Joyce Wong Elected National Academy of Inventors Fellow
By Michael Seele
Professor Joyce Wong (BME, MSE, MED) traces her path to the National Academy of Inventors from a “boot camp” workshop she attended in 2015 for the National Science Foundation’s Innovation Corps program (I-Corps). Already an accomplished researcher, Wong was exposed to the idea of thinking about translation from the outset of a research project and learned about all the things that go into commercializing an innovation that don’t necessarily involve engineering.
That approach has resulted in three issued patents in the past year, and a few more pending. Whether innovating COVID-19 negative pressure isolation tents for hospitals, devising a way to image and treat abdominal surgical adhesions, or creating a method to enhance tissue engineering, Wong has adopted a mindset of innovation that has earned her election to the National Academy of Inventors’ 2020 class of Fellows. She will be formally inducted at a ceremony in June.
Wong said the I-Corps program aims to help researchers bring innovation to the marketplace. While well versed their own technical innovations, researchers often lack the entrepreneurial skills needed to bring them into use. The I-Corps program exposes them to business concepts like identifying user needs through interviewing stakeholders, estimating revenue streams, seeking funding beyond grants, and considering government regulatory requirements.
“I feel like I’ve been re-living I-Corps in this time of COVID,” Wong said. In the spring, as the COVID-19 pandemic began to overwhelm hospitals, her cousin, an emergency room doctor at Beth Israel Deaconess Medical Center in Boston, told her about the trouble health care workers were having getting personal protective equipment. They got to thinking about flipping the PPE; instead of health care workers wearing the equipment, why not design a device that would isolate a COVID patient’s infection from the hospital staff? Drawing in expertise from Master Lecturer Enrique Gutierrez-Wing (ME), Associate Professor J. Gregory McDaniel (ME, MSE), Instructor Aleks Zosuls (BME), and others, they began developing a prototype of a negatively pressurized respiratory isolation box that would prevent a patient’s exhaled air from entering the room. They are continuing work on the concept.
She is also working on a non-invasive way to image and treat abdominal surgical adhesions – bands of tissue that often form after surgery and pull organs into abnormal positions.

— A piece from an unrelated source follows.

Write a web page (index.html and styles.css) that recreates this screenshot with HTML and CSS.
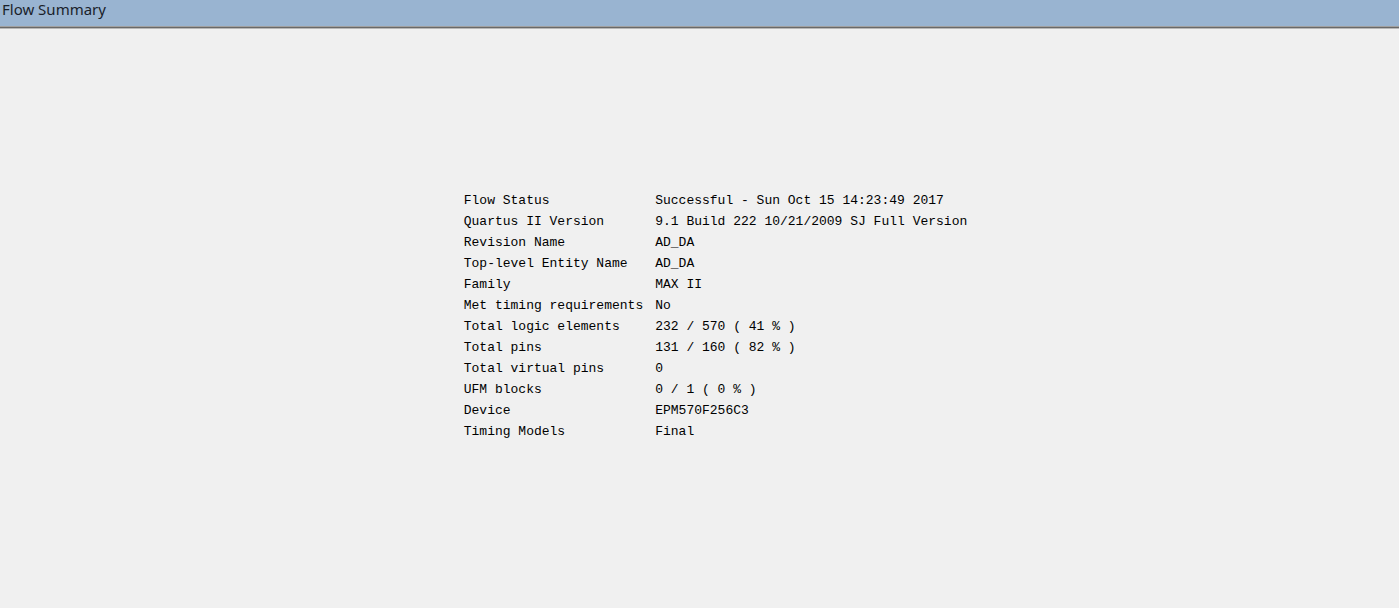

Current imaging technologies like ultrasound can’t see these adhesions, so Wong is designing microbubbles that bind to the adhesions and show up on an ultrasound. She is now working on a treatment method.
Wong is also developing a degradable scaffold that allows biomedical engineers to build multi-layered pediatric blood vessel tissues, and is working on unique nanoparticles that could isolate rare immune cells to treat cancer. More recently, she has been begun applying these engineering approaches to women’s reproductive health.

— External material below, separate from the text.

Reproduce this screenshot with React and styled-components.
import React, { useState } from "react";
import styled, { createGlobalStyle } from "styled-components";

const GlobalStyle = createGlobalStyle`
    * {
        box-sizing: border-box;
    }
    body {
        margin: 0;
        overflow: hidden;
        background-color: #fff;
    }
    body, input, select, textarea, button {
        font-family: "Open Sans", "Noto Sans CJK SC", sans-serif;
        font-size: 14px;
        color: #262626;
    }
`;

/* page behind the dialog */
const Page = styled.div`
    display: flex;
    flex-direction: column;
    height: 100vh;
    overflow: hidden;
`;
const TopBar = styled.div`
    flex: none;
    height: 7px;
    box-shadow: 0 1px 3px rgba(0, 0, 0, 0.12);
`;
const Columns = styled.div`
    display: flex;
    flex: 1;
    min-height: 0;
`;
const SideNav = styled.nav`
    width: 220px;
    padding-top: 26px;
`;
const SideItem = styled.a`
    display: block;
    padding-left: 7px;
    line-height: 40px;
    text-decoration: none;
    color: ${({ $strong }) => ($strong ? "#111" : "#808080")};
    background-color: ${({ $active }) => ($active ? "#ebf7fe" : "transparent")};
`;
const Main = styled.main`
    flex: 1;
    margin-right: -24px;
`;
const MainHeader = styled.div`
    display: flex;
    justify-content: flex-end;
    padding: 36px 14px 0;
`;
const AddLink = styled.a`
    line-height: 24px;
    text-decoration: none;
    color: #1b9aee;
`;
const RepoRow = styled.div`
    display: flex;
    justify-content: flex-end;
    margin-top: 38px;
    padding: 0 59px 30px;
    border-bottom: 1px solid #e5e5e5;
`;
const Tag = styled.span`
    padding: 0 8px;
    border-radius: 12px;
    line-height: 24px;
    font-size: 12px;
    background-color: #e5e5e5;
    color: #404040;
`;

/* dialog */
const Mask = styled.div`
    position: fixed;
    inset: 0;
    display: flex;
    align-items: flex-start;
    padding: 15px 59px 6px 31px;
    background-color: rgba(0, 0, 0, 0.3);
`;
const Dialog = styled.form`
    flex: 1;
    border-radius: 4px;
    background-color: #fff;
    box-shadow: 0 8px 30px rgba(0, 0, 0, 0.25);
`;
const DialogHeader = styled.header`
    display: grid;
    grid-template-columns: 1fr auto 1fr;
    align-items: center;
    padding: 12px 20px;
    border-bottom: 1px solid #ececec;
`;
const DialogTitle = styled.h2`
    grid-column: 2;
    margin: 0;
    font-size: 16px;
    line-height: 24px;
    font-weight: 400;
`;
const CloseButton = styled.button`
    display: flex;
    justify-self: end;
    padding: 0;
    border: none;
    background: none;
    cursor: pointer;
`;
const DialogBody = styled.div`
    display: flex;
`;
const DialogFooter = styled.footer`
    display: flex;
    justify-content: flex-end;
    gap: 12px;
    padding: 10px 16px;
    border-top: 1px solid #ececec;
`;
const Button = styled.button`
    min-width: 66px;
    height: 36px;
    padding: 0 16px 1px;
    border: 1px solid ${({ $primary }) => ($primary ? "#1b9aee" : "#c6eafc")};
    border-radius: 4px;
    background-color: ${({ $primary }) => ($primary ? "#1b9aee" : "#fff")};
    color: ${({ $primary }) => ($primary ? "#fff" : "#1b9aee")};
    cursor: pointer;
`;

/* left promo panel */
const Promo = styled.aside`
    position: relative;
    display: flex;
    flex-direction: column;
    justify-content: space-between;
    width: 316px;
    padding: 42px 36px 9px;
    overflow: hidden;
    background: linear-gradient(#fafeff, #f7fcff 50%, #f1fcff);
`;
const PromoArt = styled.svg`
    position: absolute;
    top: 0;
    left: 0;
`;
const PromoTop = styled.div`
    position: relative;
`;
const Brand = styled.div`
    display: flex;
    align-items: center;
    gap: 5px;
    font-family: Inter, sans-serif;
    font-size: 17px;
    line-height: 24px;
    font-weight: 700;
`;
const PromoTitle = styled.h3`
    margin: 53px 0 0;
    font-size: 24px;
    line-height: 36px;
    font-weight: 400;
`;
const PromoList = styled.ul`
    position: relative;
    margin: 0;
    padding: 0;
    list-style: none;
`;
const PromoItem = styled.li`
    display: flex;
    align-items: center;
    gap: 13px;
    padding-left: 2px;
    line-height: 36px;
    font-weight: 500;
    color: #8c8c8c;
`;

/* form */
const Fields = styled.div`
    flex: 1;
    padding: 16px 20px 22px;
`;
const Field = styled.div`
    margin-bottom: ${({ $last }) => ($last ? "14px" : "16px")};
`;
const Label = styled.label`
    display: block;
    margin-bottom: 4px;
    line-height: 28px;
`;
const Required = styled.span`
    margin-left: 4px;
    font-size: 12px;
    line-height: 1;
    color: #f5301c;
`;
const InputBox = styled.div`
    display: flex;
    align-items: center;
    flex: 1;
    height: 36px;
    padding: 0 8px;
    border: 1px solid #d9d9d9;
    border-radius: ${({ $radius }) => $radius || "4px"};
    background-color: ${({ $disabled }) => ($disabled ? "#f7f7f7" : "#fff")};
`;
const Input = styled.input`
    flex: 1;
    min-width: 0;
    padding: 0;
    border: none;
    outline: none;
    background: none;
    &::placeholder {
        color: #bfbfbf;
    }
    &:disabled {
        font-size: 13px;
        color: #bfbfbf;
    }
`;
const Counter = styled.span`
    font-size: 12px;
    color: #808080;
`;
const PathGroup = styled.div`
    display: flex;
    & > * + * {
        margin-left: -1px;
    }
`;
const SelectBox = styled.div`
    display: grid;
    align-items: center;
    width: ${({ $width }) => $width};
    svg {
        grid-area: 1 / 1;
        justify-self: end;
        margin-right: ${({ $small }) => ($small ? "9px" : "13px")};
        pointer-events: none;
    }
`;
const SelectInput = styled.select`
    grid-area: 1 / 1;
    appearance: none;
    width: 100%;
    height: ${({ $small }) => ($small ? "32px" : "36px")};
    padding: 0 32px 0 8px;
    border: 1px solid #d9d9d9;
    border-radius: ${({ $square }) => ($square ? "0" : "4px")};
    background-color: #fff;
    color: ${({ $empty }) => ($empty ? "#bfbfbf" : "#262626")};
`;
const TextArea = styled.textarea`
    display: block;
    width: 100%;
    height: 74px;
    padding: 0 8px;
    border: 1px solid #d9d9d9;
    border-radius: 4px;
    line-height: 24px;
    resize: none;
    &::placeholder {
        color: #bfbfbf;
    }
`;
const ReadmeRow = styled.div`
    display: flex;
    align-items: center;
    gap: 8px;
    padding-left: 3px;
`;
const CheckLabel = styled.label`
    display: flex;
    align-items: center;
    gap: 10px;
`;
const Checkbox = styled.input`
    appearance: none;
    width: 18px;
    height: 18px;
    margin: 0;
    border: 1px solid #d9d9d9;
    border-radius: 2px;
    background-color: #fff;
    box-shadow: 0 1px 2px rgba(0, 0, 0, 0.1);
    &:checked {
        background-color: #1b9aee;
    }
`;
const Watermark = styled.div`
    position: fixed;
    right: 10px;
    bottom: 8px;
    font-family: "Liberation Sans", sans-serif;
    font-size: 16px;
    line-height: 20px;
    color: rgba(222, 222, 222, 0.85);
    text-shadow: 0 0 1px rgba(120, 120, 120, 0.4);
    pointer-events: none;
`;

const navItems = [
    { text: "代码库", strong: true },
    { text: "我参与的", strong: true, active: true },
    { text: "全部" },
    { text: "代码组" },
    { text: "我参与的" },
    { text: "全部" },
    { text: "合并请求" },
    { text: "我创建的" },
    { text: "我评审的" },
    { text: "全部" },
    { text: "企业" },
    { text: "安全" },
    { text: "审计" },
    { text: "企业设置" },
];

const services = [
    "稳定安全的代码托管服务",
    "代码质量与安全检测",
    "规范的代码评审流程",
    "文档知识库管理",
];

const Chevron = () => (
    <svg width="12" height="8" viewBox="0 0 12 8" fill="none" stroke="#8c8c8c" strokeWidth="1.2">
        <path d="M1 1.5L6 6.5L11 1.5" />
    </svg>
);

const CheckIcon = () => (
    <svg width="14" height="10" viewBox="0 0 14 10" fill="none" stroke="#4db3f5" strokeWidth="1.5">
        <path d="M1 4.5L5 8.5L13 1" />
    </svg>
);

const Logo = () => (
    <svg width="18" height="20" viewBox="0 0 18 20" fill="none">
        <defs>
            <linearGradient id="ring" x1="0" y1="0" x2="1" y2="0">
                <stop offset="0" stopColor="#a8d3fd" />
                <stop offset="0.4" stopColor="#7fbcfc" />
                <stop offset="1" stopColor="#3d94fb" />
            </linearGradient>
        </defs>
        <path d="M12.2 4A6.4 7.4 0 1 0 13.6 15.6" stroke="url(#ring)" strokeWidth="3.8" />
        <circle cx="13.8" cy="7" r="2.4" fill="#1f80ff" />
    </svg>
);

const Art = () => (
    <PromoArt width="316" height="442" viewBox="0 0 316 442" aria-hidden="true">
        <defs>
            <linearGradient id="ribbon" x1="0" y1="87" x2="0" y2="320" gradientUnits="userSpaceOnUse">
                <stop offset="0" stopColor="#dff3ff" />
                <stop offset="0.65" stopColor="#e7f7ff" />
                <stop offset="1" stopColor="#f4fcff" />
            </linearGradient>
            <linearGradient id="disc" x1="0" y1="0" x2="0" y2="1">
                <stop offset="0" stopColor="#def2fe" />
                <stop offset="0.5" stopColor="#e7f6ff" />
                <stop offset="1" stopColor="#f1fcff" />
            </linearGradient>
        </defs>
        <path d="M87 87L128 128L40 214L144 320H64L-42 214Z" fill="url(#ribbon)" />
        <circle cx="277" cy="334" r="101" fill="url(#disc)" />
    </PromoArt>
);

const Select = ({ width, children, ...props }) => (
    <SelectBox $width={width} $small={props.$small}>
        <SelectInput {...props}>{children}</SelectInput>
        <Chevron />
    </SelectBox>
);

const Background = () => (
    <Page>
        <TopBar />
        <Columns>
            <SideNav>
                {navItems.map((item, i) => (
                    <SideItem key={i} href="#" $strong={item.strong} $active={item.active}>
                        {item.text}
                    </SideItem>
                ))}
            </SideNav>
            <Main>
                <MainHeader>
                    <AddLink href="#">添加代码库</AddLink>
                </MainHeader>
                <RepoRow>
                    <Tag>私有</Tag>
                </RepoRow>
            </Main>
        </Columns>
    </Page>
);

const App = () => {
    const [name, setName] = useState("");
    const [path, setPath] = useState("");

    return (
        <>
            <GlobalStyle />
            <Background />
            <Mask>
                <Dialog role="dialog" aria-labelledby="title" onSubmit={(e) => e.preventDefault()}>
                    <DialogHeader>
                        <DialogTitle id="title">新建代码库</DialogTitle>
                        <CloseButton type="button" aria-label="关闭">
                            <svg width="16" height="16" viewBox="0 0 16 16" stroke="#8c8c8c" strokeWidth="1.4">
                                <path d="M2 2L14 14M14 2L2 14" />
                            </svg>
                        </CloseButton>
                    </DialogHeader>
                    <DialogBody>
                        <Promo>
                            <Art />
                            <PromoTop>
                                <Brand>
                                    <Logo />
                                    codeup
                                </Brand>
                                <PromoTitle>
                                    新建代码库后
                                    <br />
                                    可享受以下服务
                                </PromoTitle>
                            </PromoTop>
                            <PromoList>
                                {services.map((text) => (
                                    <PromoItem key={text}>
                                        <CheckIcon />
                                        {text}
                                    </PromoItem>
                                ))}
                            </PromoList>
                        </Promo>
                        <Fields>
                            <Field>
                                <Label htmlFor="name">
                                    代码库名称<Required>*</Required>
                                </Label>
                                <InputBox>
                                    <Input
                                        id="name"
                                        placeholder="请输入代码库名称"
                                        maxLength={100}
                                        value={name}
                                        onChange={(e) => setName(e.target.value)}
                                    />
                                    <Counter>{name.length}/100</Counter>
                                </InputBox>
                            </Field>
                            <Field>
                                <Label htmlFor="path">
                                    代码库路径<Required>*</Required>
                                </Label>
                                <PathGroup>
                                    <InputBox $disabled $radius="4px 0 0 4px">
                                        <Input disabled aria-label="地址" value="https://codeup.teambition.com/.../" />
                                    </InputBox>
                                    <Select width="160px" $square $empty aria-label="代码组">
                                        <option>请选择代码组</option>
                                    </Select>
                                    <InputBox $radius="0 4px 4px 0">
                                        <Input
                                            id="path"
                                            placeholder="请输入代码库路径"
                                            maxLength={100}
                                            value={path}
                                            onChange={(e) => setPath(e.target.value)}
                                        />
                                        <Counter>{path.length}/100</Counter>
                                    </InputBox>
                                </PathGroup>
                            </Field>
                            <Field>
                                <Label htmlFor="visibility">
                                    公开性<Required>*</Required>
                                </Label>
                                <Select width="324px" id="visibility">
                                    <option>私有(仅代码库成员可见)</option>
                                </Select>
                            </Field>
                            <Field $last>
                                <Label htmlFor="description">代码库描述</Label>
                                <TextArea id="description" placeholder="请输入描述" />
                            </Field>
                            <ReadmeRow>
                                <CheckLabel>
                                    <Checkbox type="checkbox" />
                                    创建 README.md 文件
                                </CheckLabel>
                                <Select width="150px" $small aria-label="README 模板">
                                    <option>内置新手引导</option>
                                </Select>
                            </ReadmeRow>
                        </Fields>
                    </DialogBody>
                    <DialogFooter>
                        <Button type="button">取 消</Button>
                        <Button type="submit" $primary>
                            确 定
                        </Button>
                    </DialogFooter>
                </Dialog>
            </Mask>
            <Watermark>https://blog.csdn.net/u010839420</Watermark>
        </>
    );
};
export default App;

“I’m excited by this honor,” Wong said. “I’m grateful for my laboratory trainees – past and present – and the support from BU and my colleagues, especially the Office of Research, the NSF, the Office of Technology Development, the College of Engineering and the Office of Industry Engagement.”
Wong is now the seventh ENG faculty member inducted into the NAI. The others include University President Robert Brown, Distinguished Professor of Photonics and Optoelectronics Emeritus Theodore Moustakas, Distinguished Professor of Translational Research Mark Grinstaff (BME, MSE, Chemistry, MED), Professor David Bishop (ECE, MSE, ME, BME, Physics) and Professor Xin Zhang (ME, MSE, BME, ECE) and Professor Vinod Sarin (ME, MSE).
Wong is a fellow of the American Academy for the Advancement of Science, the Biomedical Engineering Society and the American Institute for Medical and Biological Engineering.